Save My Brain : Comment est né le magazine Fluide.G ?
Madame.G : Fluide.G est d’abord né d’une collection chez Fluide dont j’ai la direction. On s’est aperçus que de plus en plus d’auteurs venaient de la blogosphère et on leur a dédié une collection chez Fluide. Ceux qui se retrouvent dans ce mag sont les auteurs de cette collection.
SMB : Un magazine destiné aux filles ne devrait-il pas être illustré uniquement par des filles ?
Madame.G : Fluide.G n’est pas exclusivement réservé aux filles. Je suis contre les trucs « spécial filles », ça réduit le propos. Aujourd’hui, on constate qu’il y a une émergence des filles dans le monde de la BD, il est normal qu’on ait envie de les publier.
SMB : Qu’est-ce qui différencie Fluide.G de Fluide Glacial ?
Madame.G : Les deux magazines ont le point commun de la ligne éditoriale : humour et bande dessinée.
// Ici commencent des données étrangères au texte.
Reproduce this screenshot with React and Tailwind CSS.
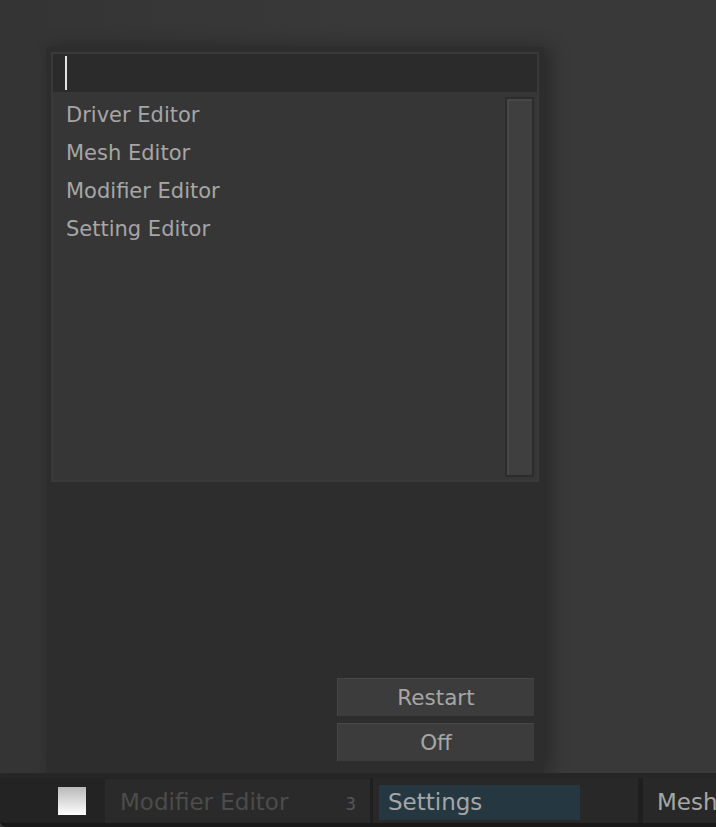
const items = ['Driver Editor', 'Mesh Editor', 'Modifier Editor', 'Setting Editor'];

const font = { fontFamily: '"DejaVu Sans", "Liberation Sans", sans-serif' };

const PanelButton = ({ label }) => (
  <button
    type="button"
    className="h-[38px] w-[197px] bg-[#3c3c3c] border-t border-l border-[#474747] text-[21.5px] text-[#a6a6a6] leading-none"
  >
    {label}
  </button>
);

const App = () => {
  return (
    <div className="w-[716px] h-[827px] flex flex-col bg-[#393939] overflow-hidden" style={font}>
      <div className="flex-1 flex pl-[46px] pt-[47px] bg-gradient-to-r from-[#343434] via-[#393939] to-[#393939]">
        <div className="w-[498px] flex flex-col bg-[#2d2d2d] shadow-[6px_0_18px_rgba(0,0,0,0.3)]">
          <div className="mx-[5px] mt-[5px] h-[430px] flex flex-col border-2 border-[#393939] bg-[#363636]">
            <div className="h-[38px] bg-[#2b2b2b] flex items-center pl-[12px]">
              <div className="w-[2px] h-[34px] bg-[#e2e2e2]" />
            </div>
            <div className="flex-1 flex">
              <ul className="flex-1 pt-[5px] pl-[13px]">
                {items.map((item) => (
                  <li key={item} className="h-[38px] flex items-center text-[21px] text-[#a6a6a6]">
                    {item}
                  </li>
                ))}
              </ul>
              <div className="w-[29px] mt-[5px] mb-[3px] mr-[3px] border-2 border-[#2c2c2c] bg-[#3f3f3f]">
                <div className="h-full border-l-2 border-t-2 border-[#474747]" />
              </div>
            </div>
          </div>
          <div className="flex-1 flex flex-col items-end justify-end gap-[7px] pr-[10px] pb-[12px]">
            <PanelButton label="Restart" />
            <PanelButton label="Off" />
          </div>
        </div>
      </div>
      <div className="h-[54px] flex bg-[#232323] border-t-[5px] border-b-4 border-t-[#262626] border-b-[#191919] rounded-bl-[6px]">
        <div className="w-[105px] flex items-center pl-[58px]">
          <div className="w-[28px] h-[28px] bg-gradient-to-b from-[#b9b9b9] to-white" />
        </div>
        <div className="w-[265px] mt-[1px] flex items-center justify-between pl-[15px] pr-[14px] pt-[3px] bg-[#2a2a2a]">
          <span className="text-[23px] text-[#4c4c4c]">Modifier Editor</span>
          <span className="text-[17px] text-[#565656] pt-[4px]">3</span>
        </div>
        <div className="w-[3px] bg-[#1f1f1f]" />
        <div className="w-[265px] flex items-center px-[6px] bg-[#282828]">
          <div className="w-[201px] h-[35px] mt-[4px] flex items-center pl-[9px] bg-[#253740] text-[23px] text-[#a6a6a6]">
            Settings
          </div>
        </div>
        <div className="w-[5px] bg-[#1f1f1f]" />
        <div className="flex-1 flex items-center pl-[14px] pt-[3px] bg-[#282828] text-[23px] text-[#a6a6a6] whitespace-nowrap overflow-hidden">
          Mesh
        </div>
      </div>
    </div>
  );
};

export default App;
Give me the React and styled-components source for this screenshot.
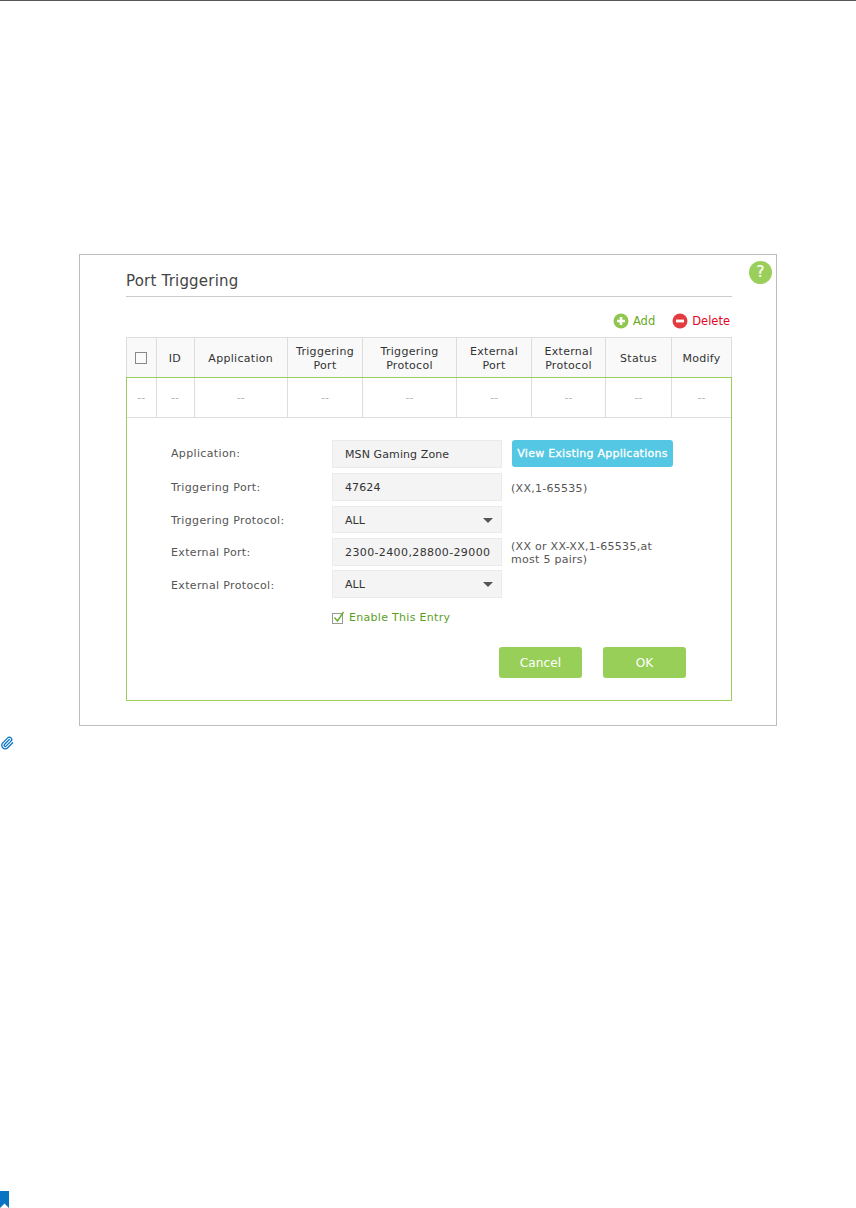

La différence se fait dans le ton et, bien sûr, l’équipe. Les propos sont différents mais la liberté de ton est la même.
SMB : Fluide.G est intitulé « le hors-série sexy de Fluide Glacial ». Pourquoi pas « le magazine féminin de Fluide Glacial ? »
Madame.G : Le magazine féminin est quelque chose de très codifié et je n’ai pas envie que le magazine soit identifié à ça. L’appellation féminin aurait été une solution de facilité. On voulait quelque chose de différent par rapport à tous les magazines qui vous enseignent comment se peindre les ongles. Mais Fluide.G est en quelque sorte mon magazine féminin idéal.
SMB : Comment trouver des sujets féminins qui restent dans l’esprit Fluide ?
Madame.G : Ce qui fait la spécificité de Fluide.G, ce ne sont pas les sujets mais le ton. Avec le filtre de l’humour, il est possible d’aborder tous les sujets. Le magazine en devient d’ailleurs ludo-éducatif. Les jeunes le lisent parce que des sujets comme le sexe sont désacralisés. Ce qui fait l’esprit Fluide, c’est la déconnade, la liberté de ton et le fait qu’on lève des tabous.
SMB : Qu’est-ce qui différencie Fluide.G des autres BD « de fille » ?
Madame.G : Fluide.G n’est pas fondamentalement différent de ces séries. Le support magazine est lui différent, de même que l’aspect rédactionnel avec une ligne éditoriale définie par l’humour. Mais l’idée de BD de fille me gêne, puisque le public est bien plus large que ça. On s’en aperçoit d’ailleurs lors des séances de dédicace. Le public est mixte parce que le magazine est ouvert.